* Data section *

☆ ☆ ☆ ☆

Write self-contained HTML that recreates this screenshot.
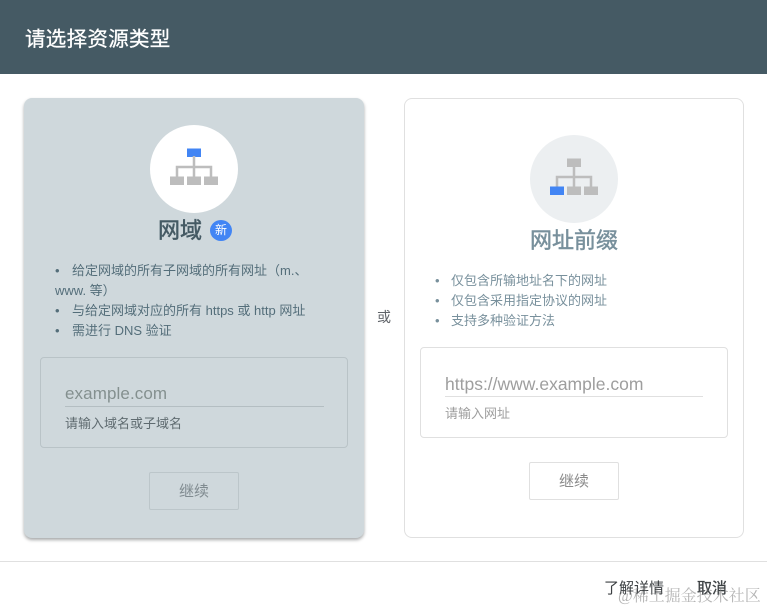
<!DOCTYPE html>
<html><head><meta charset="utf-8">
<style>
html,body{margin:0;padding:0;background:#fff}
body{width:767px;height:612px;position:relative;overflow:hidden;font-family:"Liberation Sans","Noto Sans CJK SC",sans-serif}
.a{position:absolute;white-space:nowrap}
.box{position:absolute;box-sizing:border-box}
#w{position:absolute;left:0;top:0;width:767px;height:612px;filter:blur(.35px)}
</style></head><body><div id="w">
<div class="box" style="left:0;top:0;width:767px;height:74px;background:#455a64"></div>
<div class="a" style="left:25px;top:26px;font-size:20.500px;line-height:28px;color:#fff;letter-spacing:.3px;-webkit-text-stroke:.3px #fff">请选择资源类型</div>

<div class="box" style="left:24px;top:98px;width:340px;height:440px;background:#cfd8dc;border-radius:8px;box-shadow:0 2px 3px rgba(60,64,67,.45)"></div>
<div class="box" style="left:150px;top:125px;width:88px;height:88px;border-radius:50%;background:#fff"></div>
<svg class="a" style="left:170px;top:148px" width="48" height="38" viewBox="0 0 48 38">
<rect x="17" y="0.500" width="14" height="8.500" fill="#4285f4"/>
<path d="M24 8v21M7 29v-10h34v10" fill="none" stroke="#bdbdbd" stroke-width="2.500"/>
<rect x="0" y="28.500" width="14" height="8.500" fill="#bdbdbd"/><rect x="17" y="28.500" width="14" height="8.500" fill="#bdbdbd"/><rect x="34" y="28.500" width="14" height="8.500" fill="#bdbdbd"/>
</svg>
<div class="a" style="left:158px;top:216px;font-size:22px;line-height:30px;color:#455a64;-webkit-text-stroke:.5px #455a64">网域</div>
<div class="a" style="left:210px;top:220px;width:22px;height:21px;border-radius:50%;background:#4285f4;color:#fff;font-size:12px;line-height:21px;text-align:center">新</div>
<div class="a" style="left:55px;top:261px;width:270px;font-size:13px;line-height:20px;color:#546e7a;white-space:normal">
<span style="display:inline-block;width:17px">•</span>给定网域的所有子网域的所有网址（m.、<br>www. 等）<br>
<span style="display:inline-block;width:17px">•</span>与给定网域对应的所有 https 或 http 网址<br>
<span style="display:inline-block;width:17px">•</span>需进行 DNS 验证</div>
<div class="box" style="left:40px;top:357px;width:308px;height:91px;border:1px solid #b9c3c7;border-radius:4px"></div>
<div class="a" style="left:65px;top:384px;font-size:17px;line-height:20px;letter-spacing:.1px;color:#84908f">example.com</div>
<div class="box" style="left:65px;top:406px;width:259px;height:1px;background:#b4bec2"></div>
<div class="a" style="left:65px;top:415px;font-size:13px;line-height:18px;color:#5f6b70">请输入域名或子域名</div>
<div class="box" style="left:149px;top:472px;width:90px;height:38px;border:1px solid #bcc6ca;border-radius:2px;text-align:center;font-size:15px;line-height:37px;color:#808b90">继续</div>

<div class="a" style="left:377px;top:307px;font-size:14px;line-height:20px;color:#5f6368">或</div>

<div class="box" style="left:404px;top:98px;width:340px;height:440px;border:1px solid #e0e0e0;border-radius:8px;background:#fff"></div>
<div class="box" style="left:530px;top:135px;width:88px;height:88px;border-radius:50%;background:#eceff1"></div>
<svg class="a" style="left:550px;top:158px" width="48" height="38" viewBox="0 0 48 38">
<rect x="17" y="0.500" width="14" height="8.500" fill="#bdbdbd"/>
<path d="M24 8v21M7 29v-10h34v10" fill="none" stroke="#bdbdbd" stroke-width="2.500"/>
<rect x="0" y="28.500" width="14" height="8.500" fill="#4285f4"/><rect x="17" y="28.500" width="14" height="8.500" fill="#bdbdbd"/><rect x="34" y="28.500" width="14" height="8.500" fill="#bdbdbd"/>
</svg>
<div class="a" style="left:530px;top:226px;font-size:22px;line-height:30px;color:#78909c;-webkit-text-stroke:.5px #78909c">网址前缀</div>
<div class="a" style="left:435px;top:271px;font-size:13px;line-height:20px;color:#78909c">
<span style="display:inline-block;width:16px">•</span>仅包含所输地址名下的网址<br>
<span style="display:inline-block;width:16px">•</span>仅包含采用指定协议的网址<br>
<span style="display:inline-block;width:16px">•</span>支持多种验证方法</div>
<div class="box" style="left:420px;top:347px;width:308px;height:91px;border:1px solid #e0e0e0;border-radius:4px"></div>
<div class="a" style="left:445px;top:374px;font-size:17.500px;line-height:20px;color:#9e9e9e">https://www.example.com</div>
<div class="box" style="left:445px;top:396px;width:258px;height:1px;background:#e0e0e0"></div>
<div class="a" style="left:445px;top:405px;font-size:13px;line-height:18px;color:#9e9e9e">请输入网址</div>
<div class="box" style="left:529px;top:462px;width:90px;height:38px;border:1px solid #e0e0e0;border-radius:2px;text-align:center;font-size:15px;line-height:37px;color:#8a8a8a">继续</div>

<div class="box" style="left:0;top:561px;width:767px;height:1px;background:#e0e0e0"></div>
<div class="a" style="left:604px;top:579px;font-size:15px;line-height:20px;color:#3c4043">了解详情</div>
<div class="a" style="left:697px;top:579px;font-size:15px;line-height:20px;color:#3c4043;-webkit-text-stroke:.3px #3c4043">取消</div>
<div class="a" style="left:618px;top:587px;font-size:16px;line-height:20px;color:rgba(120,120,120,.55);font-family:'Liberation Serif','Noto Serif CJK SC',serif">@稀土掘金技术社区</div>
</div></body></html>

☆ ☆ ☆ ☆

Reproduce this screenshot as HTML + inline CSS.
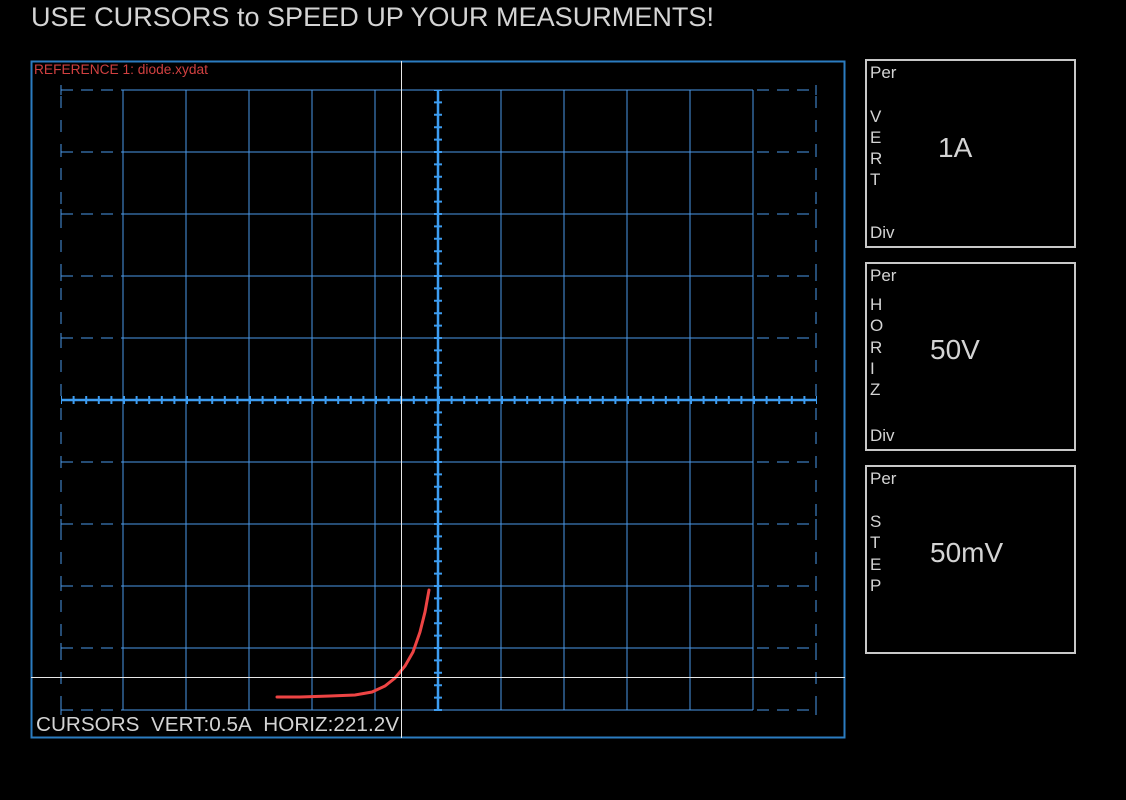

☆ ☆ ☆ ☆

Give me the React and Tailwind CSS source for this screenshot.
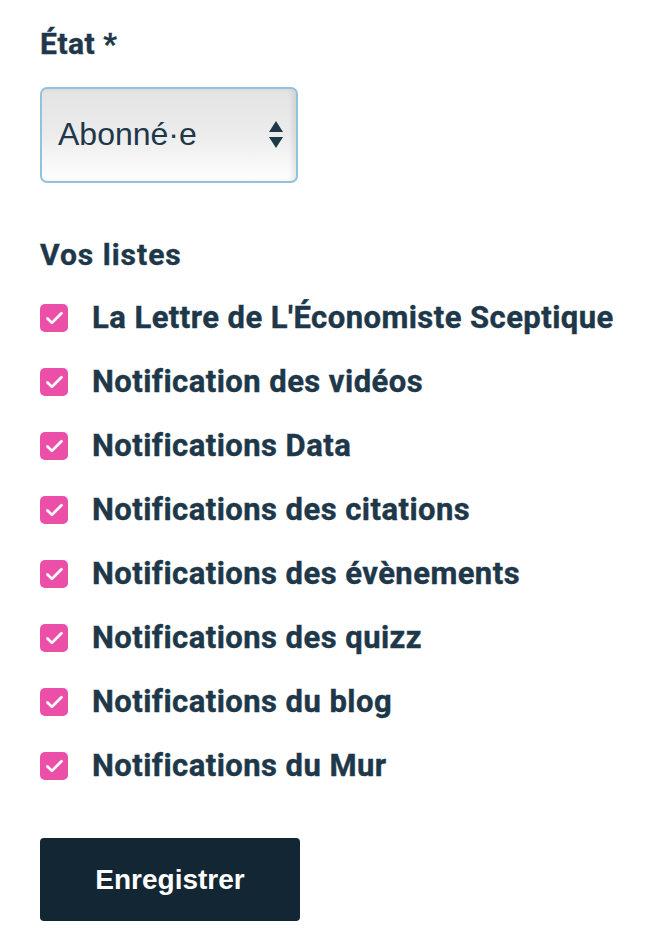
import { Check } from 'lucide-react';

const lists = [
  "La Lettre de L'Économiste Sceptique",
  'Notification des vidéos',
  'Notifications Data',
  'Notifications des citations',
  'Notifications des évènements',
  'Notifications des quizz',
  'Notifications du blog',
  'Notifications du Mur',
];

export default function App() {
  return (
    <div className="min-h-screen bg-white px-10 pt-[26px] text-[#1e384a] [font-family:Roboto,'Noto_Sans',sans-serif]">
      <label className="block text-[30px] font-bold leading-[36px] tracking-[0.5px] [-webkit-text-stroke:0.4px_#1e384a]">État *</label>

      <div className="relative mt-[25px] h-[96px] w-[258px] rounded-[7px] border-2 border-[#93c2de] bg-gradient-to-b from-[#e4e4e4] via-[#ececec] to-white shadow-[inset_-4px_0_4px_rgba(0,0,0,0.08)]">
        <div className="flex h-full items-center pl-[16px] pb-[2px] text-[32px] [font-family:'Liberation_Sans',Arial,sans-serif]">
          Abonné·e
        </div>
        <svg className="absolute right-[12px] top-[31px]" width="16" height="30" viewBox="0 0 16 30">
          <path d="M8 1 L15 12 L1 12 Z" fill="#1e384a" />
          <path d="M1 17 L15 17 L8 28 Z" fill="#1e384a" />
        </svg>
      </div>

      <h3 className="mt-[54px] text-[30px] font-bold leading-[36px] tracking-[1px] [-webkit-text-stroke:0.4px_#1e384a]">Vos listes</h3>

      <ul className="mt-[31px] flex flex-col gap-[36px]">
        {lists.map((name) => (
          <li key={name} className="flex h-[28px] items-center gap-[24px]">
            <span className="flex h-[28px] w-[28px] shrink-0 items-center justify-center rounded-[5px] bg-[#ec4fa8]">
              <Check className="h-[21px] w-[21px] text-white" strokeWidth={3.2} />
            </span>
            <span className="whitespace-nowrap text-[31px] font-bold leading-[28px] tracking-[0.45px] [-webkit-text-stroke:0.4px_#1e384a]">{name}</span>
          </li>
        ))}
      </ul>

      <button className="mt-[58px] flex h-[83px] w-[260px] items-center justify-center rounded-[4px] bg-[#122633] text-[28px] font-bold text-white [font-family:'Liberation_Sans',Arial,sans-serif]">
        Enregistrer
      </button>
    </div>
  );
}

☆ ☆ ☆ ☆

* What the task asks *
Report the count of lines in the entries that contain the string "inline", and nothing besides it.

* Task result *
7